Wednesday, March 4, 2009

Oil Storage Near Bursting Point

The global oil glut is filling up oil storage facilities and oil tankers to the bursting point. Sooner or later, that oil will need to be dispelled - perhaps at a discount. What happens then?

From the article:

NEW YORK - Supertankers that once raced around the world to satisfy an unquenchable thirst for oil are now parked offshore, fully loaded, anchors down, their crews killing time. In the United States, vast storage farms for oil are almost out of room.


The oil tanks that surround Cushing, Okla., in a sprawling network that holds 10 percent of the nation’s oil, have been swelling for months. Exactly how close they are to full is a closely guarded secret, but analysts who cover the industry say Cushing is approaching capacity.

There are other storage tanks in the country with plenty of extra room to take on oil, but Cushing is the delivery point for the oil traded on the New York Mercantile Exchange. So the closer Cushing gets to full, the lower the price of oil goes.

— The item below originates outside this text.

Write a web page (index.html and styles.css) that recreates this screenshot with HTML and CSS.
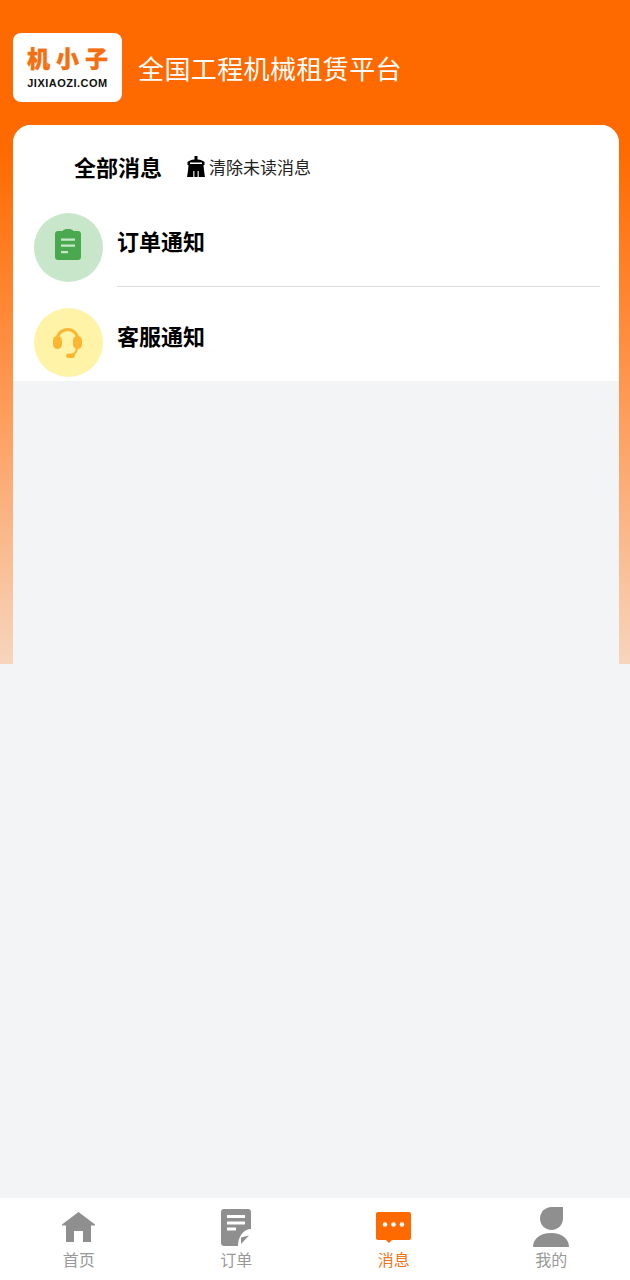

More than 30 tankers, each with the ability to move 2 million barrels of oil from port to port, now serve as little more than floating storage tanks. They are moored across the globe, from the Texas coast to the calm waters off Europe and Nigeria.

“It gets expensive to do this,” said Phil Flynn, an analyst at Alaron Trading Corp. “If you’re sitting on a bunch of oil and you’re stuck paying storage and insurance, and you can’t find a buyer, you may have to sell it at a discount just to get rid of it.”

On the other hand, as storage units on land have filled up, the companies that own the tankers have profited. Tanker companies charge an average of $75,000 a day, three times as much as last summer, to hold crude, said Douglas Mavrinac, an analyst with Jefferies & Co.